Select every line containing the word "components" from the material, and copy those lines.

____________________

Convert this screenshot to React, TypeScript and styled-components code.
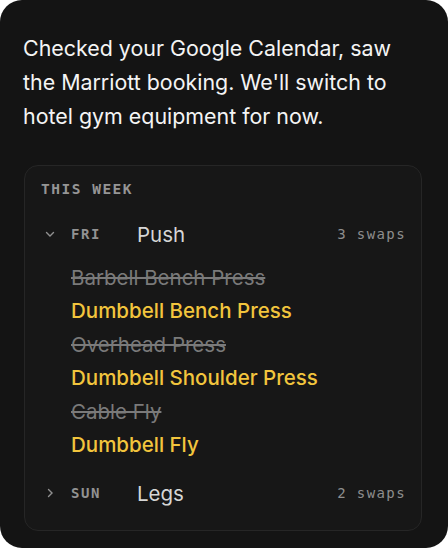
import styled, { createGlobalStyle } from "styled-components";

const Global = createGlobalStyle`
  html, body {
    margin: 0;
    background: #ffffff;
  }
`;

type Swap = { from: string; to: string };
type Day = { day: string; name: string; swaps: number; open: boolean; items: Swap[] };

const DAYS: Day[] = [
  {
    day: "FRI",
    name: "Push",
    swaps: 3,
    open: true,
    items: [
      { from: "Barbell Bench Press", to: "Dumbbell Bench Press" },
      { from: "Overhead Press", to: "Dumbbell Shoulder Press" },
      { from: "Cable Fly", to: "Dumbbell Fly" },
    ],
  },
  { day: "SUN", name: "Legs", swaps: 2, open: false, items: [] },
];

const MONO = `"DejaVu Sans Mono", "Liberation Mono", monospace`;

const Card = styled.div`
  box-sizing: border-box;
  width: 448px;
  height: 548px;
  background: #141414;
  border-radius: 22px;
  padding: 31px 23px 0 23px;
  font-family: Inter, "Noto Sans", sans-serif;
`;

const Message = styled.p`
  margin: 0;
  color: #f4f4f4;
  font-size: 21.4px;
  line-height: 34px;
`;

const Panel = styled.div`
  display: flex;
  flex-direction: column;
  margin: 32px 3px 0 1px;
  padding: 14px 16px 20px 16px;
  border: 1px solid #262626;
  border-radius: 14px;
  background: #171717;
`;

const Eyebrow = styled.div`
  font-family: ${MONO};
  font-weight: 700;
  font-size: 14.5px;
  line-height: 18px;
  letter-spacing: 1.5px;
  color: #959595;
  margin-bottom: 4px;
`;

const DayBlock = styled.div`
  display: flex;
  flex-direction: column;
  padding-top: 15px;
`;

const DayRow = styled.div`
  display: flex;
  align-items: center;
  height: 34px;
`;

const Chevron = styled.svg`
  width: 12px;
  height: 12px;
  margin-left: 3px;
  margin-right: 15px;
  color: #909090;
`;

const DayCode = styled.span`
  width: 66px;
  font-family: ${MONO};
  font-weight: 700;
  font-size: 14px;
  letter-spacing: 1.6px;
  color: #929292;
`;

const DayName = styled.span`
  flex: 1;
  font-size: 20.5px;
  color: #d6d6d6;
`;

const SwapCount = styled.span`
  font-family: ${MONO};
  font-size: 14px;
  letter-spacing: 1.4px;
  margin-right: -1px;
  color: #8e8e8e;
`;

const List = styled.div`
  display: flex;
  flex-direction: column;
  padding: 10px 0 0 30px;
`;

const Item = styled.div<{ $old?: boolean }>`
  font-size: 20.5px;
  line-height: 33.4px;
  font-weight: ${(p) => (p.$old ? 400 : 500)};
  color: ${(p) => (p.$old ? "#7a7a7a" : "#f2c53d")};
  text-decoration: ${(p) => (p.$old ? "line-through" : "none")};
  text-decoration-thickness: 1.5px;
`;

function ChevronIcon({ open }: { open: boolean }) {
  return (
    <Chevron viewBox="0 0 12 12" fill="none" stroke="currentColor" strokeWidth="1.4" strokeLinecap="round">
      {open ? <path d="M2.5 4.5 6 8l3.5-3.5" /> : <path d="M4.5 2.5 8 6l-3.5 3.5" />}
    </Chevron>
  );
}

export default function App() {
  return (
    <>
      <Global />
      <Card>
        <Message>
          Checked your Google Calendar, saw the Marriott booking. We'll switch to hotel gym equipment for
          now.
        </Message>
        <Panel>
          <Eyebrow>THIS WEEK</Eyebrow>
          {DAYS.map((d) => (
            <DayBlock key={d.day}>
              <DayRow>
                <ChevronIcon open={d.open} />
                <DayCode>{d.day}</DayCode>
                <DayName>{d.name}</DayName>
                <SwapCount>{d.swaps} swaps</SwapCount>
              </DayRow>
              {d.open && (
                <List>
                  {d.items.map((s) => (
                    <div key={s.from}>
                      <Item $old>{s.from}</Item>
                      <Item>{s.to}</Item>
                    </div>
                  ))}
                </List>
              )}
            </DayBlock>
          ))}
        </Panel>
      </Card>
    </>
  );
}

____________________

# REPLY TO THE EXERCISE:
Convert this screenshot to React, TypeScript and styled-components code.
import styled, { createGlobalStyle } from "styled-components";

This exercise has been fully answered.